» **Source data**

'''

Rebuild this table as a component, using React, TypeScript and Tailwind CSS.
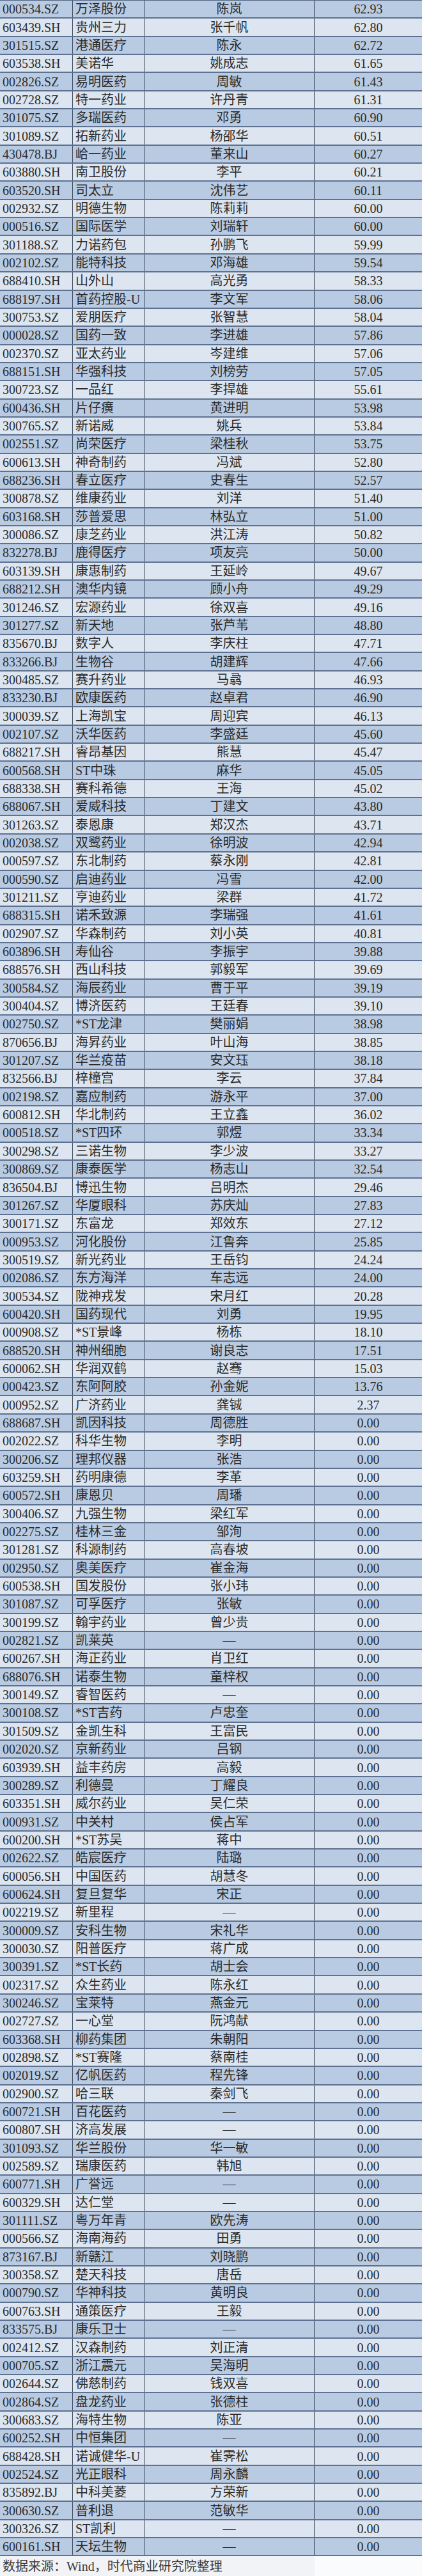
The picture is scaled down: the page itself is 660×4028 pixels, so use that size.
import clsx from 'clsx'

// 代码|简称|董秘|持股比例(%)
const raw = `000534.SZ|万泽股份|陈岚|62.93
603439.SH|贵州三力|张千帆|62.80
301515.SZ|港通医疗|陈永|62.72
603538.SH|美诺华|姚成志|61.65
002826.SZ|易明医药|周敏|61.43
002728.SZ|特一药业|许丹青|61.31
301075.SZ|多瑞医药|邓勇|60.90
301089.SZ|拓新药业|杨邵华|60.51
430478.BJ|峆一药业|董来山|60.27
603880.SH|南卫股份|李平|60.21
603520.SH|司太立|沈伟艺|60.11
002932.SZ|明德生物|陈莉莉|60.00
000516.SZ|国际医学|刘瑞轩|60.00
301188.SZ|力诺药包|孙鹏飞|59.99
002102.SZ|能特科技|邓海雄|59.54
688410.SH|山外山|高光勇|58.33
688197.SH|首药控股-U|李文军|58.06
300753.SZ|爱朋医疗|张智慧|58.04
000028.SZ|国药一致|李进雄|57.86
002370.SZ|亚太药业|岑建维|57.06
688151.SH|华强科技|刘榜劳|57.05
300723.SZ|一品红|李捍雄|55.61
600436.SH|片仔癀|黄进明|53.98
300765.SZ|新诺威|姚兵|53.84
002551.SZ|尚荣医疗|梁桂秋|53.75
600613.SH|神奇制药|冯斌|52.80
688236.SH|春立医疗|史春生|52.57
300878.SZ|维康药业|刘洋|51.40
603168.SH|莎普爱思|林弘立|51.00
300086.SZ|康芝药业|洪江涛|50.82
832278.BJ|鹿得医疗|项友亮|50.00
603139.SH|康惠制药|王延岭|49.67
688212.SH|澳华内镜|顾小舟|49.29
301246.SZ|宏源药业|徐双喜|49.16
301277.SZ|新天地|张芦苇|48.80
835670.BJ|数字人|李庆柱|47.71
833266.BJ|生物谷|胡建辉|47.66
300485.SZ|赛升药业|马骉|46.93
833230.BJ|欧康医药|赵卓君|46.90
300039.SZ|上海凯宝|周迎宾|46.13
002107.SZ|沃华医药|李盛廷|45.60
688217.SH|睿昂基因|熊慧|45.47
600568.SH|ST中珠|麻华|45.05
688338.SH|赛科希德|王海|45.02
688067.SH|爱威科技|丁建文|43.80
301263.SZ|泰恩康|郑汉杰|43.71
002038.SZ|双鹭药业|徐明波|42.94
000597.SZ|东北制药|蔡永刚|42.81
000590.SZ|启迪药业|冯雪|42.00
301211.SZ|亨迪药业|梁群|41.72
688315.SH|诺禾致源|李瑞强|41.61
002907.SZ|华森制药|刘小英|40.81
603896.SH|寿仙谷|李振宇|39.88
688576.SH|西山科技|郭毅军|39.69
300584.SZ|海辰药业|曹于平|39.19
300404.SZ|博济医药|王廷春|39.10
002750.SZ|*ST龙津|樊丽娟|38.98
870656.BJ|海昇药业|叶山海|38.85
301207.SZ|华兰疫苗|安文珏|38.18
832566.BJ|梓橦宫|李云|37.84
002198.SZ|嘉应制药|游永平|37.00
600812.SH|华北制药|王立鑫|36.02
000518.SZ|*ST四环|郭煜|33.34
300298.SZ|三诺生物|李少波|33.27
300869.SZ|康泰医学|杨志山|32.54
836504.BJ|博迅生物|吕明杰|29.46
301267.SZ|华厦眼科|苏庆灿|27.83
300171.SZ|东富龙|郑效东|27.12
000953.SZ|河化股份|江鲁奔|25.85
300519.SZ|新光药业|王岳钧|24.24
002086.SZ|东方海洋|车志远|24.00
300534.SZ|陇神戎发|宋月红|20.28
600420.SH|国药现代|刘勇|19.95
000908.SZ|*ST景峰|杨栋|18.10
688520.SH|神州细胞|谢良志|17.51
600062.SH|华润双鹤|赵骞|15.03
000423.SZ|东阿阿胶|孙金妮|13.76
000952.SZ|广济药业|龚铖|2.37
688687.SH|凯因科技|周德胜|0.00
002022.SZ|科华生物|李明|0.00
300206.SZ|理邦仪器|张浩|0.00
603259.SH|药明康德|李革|0.00
600572.SH|康恩贝|周璠|0.00
300406.SZ|九强生物|梁红军|0.00
002275.SZ|桂林三金|邹洵|0.00
301281.SZ|科源制药|高春坡|0.00
002950.SZ|奥美医疗|崔金海|0.00
600538.SH|国发股份|张小玮|0.00
301087.SZ|可孚医疗|张敏|0.00
300199.SZ|翰宇药业|曾少贵|0.00
002821.SZ|凯莱英|—|0.00
600267.SH|海正药业|肖卫红|0.00
688076.SH|诺泰生物|童梓权|0.00
300149.SZ|睿智医药|—|0.00
300108.SZ|*ST吉药|卢忠奎|0.00
301509.SZ|金凯生科|王富民|0.00
002020.SZ|京新药业|吕钢|0.00
603939.SH|益丰药房|高毅|0.00
300289.SZ|利德曼|丁耀良|0.00
603351.SH|威尔药业|吴仁荣|0.00
000931.SZ|中关村|侯占军|0.00
600200.SH|*ST苏吴|蒋中|0.00
002622.SZ|皓宸医疗|陆璐|0.00
600056.SH|中国医药|胡慧冬|0.00
600624.SH|复旦复华|宋正|0.00
002219.SZ|新里程|—|0.00
300009.SZ|安科生物|宋礼华|0.00
300030.SZ|阳普医疗|蒋广成|0.00
300391.SZ|*ST长药|胡士会|0.00
002317.SZ|众生药业|陈永红|0.00
300246.SZ|宝莱特|燕金元|0.00
002727.SZ|一心堂|阮鸿献|0.00
603368.SH|柳药集团|朱朝阳|0.00
002898.SZ|*ST赛隆|蔡南桂|0.00
002019.SZ|亿帆医药|程先锋|0.00
002900.SZ|哈三联|秦剑飞|0.00
600721.SH|百花医药|—|0.00
600807.SH|济高发展|—|0.00
301093.SZ|华兰股份|华一敏|0.00
002589.SZ|瑞康医药|韩旭|0.00
600771.SH|广誉远|—|0.00
600329.SH|达仁堂|—|0.00
301111.SZ|粤万年青|欧先涛|0.00
000566.SZ|海南海药|田勇|0.00
873167.BJ|新赣江|刘晓鹏|0.00
300358.SZ|楚天科技|唐岳|0.00
000790.SZ|华神科技|黄明良|0.00
600763.SH|通策医疗|王毅|0.00
833575.BJ|康乐卫士|—|0.00
002412.SZ|汉森制药|刘正清|0.00
000705.SZ|浙江震元|吴海明|0.00
002644.SZ|佛慈制药|钱双喜|0.00
002864.SZ|盘龙药业|张德柱|0.00
300683.SZ|海特生物|陈亚|0.00
600252.SH|中恒集团|—|0.00
688428.SH|诺诚健华-U|崔霁松|0.00
002524.SZ|光正眼科|周永麟|0.00
835892.BJ|中科美菱|方荣新|0.00
300630.SZ|普利退|范敏华|0.00
300326.SZ|ST凯利|—|0.00
600161.SH|天坛生物|—|0.00`

const rows = raw.split('\n').map((line) => {
  const [code, name, person, value] = line.split('|')
  return { code, name, person, value }
})

export default function App() {
  return (
    <div className="w-[660px] bg-white font-['Liberation_Serif','Noto_Sans_CJK_SC',serif] text-[20px] leading-none text-[#2b2b2b]">
      <div className="border-t border-[#51647d]">
        {rows.map((row, i) => (
          <div
            key={row.code}
            className={clsx(
              'grid h-[28.35px] grid-cols-[114px_112px_266px_1fr] border-b-2 border-[#5d7190]',
              i % 2 === 0 ? 'bg-[#b9cbe3]' : 'bg-[#dce5f0]',
            )}
          >
            <div className="flex items-center border-r border-[#3f4c5e] pl-1">{row.code}</div>
            <div className="flex items-center border-r border-[#3f4c5e] pl-1 whitespace-nowrap">
              {row.name}
            </div>
            <div className="flex items-center justify-center border-r border-[#3f4c5e]">
              {row.person}
            </div>
            <div className="flex items-center justify-center">{row.value}</div>
          </div>
        ))}
      </div>
      <div className="grid h-[31px] grid-cols-[492px_1fr]">
        <p className="flex items-center bg-[#f1f3f6] pl-1 text-[#3a3a3a]">
          数据来源：Wind，时代商业研究院整理
        </p>
        <div className="bg-[#fafbfc]" />
      </div>
    </div>
  )
}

'''

Return exactly, and only, the lines from the one containing "The picture is" down to the one containing "import clsx from 'clsx'", with both of those lines included.

The picture is scaled down: the page itself is 660×4028 pixels, so use that size.
import clsx from 'clsx'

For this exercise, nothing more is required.